Jason Bradshaw: I’d love to share a story about a time that I worked for one of Australia’s largest telecommunications companies. For privacy reasons I won’t say which. I’ve worked for two, so leave our listeners guessing. But while I worked for that organization, I received a call, an alarming call from a colleague in sales asking me to engage with them and their client, a large government organization, about their experience with the company.
Now this client spent upwards of $50 million a year with us, and from a product perspective, they were delighted. The product performed as we had described, or potentially even a little bit better.
But what they weren’t happy with was the service that they are receiving from our company. Two years into a five year contract, they were willing to pay the exit cost to go elsewhere. Now this client wasn’t my client. It wasn’t serviced by my teams. But as I mentioned you’ve got to start from within.
Are you going to be famous for delivering an outstanding experience? And certainly that is what my team’s reputation was. So I got this call saying, “Can you come and help us with this client?” So you do what you do to help your colleagues out.
I jumped on a plane, we went to a meeting, and I just sat there and listened to the client’s experience. I made no commitments, just listened and I went away. I had the ability to agree with the client that I would come back within a week with what we would do to turn things around.
And we went back to that client a week later and proposed some changes and those changes fundamentally weren’t about wholesale reorganizations of how we’ve served that customer.
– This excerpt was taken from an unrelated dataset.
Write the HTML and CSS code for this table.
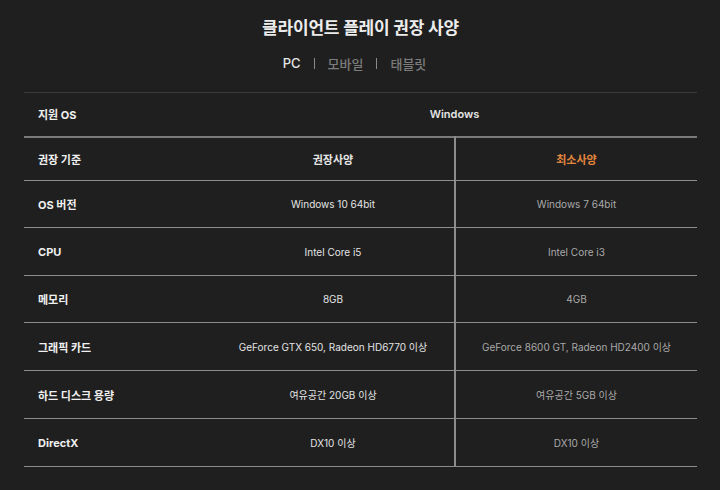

It was about listening to the customer and fixing their pain points.
By doing that, and of course by consistently delivering on the new promise that we have made to that customer, not only did that $50 million client not leave us, but their business with us grew to over $90 million over the next three years.
All because we decided that they were too important to lose just because of a service experience.
It didn’t cost us any more money to serve them in a way that actually met or exceeded their requirements. We weren’t serving them fundamentally different to how we would serve other clients. We just got consistent at getting it right, making it simple, delivering on their needs—and through that we were not only able to save the business but to grow the account to almost double.
And in every organization I’ve worked at, there’s example of where you can increase your revenue through experience without throwing more money at it. You know, that is also something that people often think about—“Oh I must need an extra 30 or 40 people.” Well maybe you do, but adding my experience, you usually don’t.
Charlie Hoehn: Wow. That’s an incredible story. I mean your subtitle for your book could be “How I earned $40 million by listening.”
Jason Bradshaw: Maybe that’s the second book.
Charlie Hoehn: Well this has been awesome Jason. I’ve got a couple more questions for you. The first one is what is the best way for our listeners to either get in touch with you or follow you online?
Jason Bradshaw: Yeah, sure. So on Facebook, Instagram, Twitter, it’s simply @jasonsbradshaw. You’ll be able to find me there or you can reach out to me on email really simply at [email protected].
Charlie Hoehn: Excellent and the final question is give our listeners a challenge. What is the one thing they can do from your book this week that will have a positive impact?
Jason Bradshaw: That’s a great question, because in the closing chapter of the book, I say get stuff done, some wins on the board.
I really believe that you’ve got to be action-oriented to start moving the customer/employee experience. So my challenge to every listener is to grab a piece of paper and grab a blank card and send a customer and an employee a thank you note for either their business or for doing a great job.